Coloring book tells kids that 'being gay is okay'

A new kids coloring book is hitting shelves and we're guessing it's not like anything you've seen before.

There are no superheroes or epic adventures; rather, this book, called "Being Gay is Okay," is intended to show kids that being homosexual is not something to be ashamed of.

We talked with the book's publisher via Skype on Wednesday. He said he's been getting all kinds of reaction - some positive and some not.

"I have made coloring books for 24 years and this has been the most joyful and the most non-joyful book in a 24 hour period that we've ever made," Wayne Bell said.

He described the book as a practical way for kids and adults to learn about lesbian, gay, bi-sexual and trans-gender life.

"We made the book so people that don't know anything can have a very positive representation of these guys right here," Bell said, pointing out sections of the book about notable homosexual people like Anderson Cooper, Ellen DeGeneres and Elton John.

Cooper, DeGeneres, John and others are featured in the 40 page book as part of the "fabulous gay sharing cards" section. Their names, pictures and bios are printed on trading cards.

There is also a pretend "marriage certificate" and a model letter for someone who wants to come out to friends and family.

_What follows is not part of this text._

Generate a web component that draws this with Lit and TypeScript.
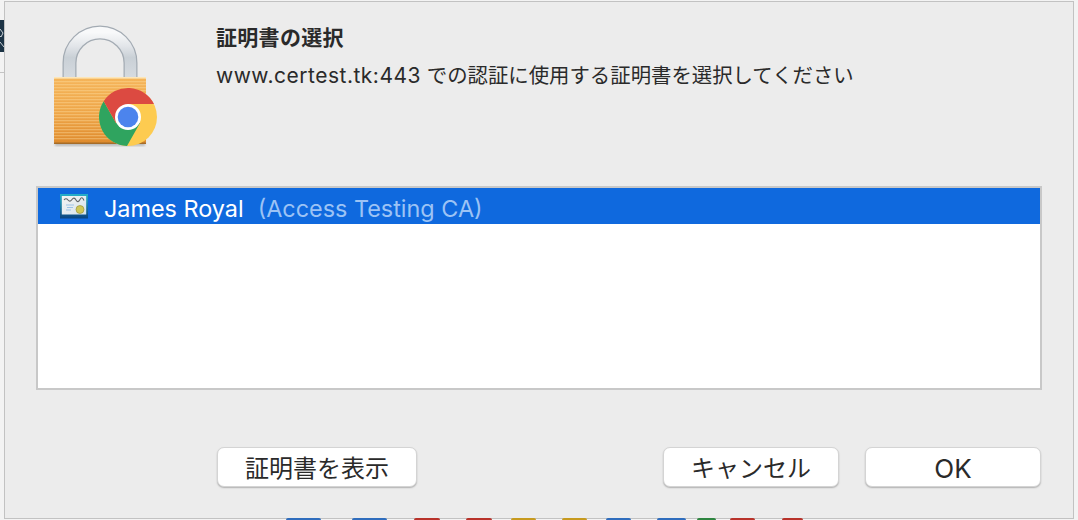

We asked Bell who he said the target audience for the book is.

"That is going to be decided by the parent, the teacher and the educator," he said. "There is a variety. I know the typical five or six year old, the book is going to go right over their head."

So far sales of the book have been good, Bell said, and he is getting lots of reaction. At one point last week, he received 2,200 hate emails in just a few days, but that has been balanced by positive reaction.

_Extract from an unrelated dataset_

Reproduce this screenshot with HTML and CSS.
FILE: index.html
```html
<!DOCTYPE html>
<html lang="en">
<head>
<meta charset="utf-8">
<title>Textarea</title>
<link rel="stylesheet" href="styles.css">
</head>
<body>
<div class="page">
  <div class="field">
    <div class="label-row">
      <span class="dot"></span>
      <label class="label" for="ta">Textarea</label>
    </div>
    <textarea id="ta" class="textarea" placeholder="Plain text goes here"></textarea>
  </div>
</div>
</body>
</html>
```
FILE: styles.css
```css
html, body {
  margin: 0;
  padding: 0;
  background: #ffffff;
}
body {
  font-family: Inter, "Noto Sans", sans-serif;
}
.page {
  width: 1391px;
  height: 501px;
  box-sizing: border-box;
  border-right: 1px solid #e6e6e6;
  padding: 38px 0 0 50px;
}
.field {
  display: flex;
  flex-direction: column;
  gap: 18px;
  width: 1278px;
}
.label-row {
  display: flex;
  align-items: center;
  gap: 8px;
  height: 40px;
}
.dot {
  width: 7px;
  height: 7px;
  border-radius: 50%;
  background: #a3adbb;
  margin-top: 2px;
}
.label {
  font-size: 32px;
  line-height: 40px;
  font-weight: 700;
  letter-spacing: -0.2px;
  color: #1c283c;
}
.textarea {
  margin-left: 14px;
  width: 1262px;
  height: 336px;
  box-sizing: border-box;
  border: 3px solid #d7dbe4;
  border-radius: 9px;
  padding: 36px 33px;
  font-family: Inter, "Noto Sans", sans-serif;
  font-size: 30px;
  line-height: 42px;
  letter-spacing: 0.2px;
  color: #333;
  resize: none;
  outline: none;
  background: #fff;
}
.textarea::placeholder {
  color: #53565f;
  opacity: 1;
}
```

"There are people who simply love the book and are so excited about it," he said. "But some of the extreme, hardcore social media people have just flat told me 'you don't know what you've done here. You're bound for Hell."

We asked a spokesman for the Q Center in Portland, an LGBT advocacy organization, to take a look at the book.

Logan Lynn, the Q Center's public relations manager, said he was hesitant to comment without spending more time to research the book and its publisher.

However, he said at first glance it appeared the intentions were good, but that "based solely on some terminology used I am not convinced that the appropriate level of cultural competency has been met to fully serve the diverse LGBTQ communities we serve."

Lynn urged anyone concerned with the well-being of LGBT youth and young adults to get familiar with the latest terminology and queer issues.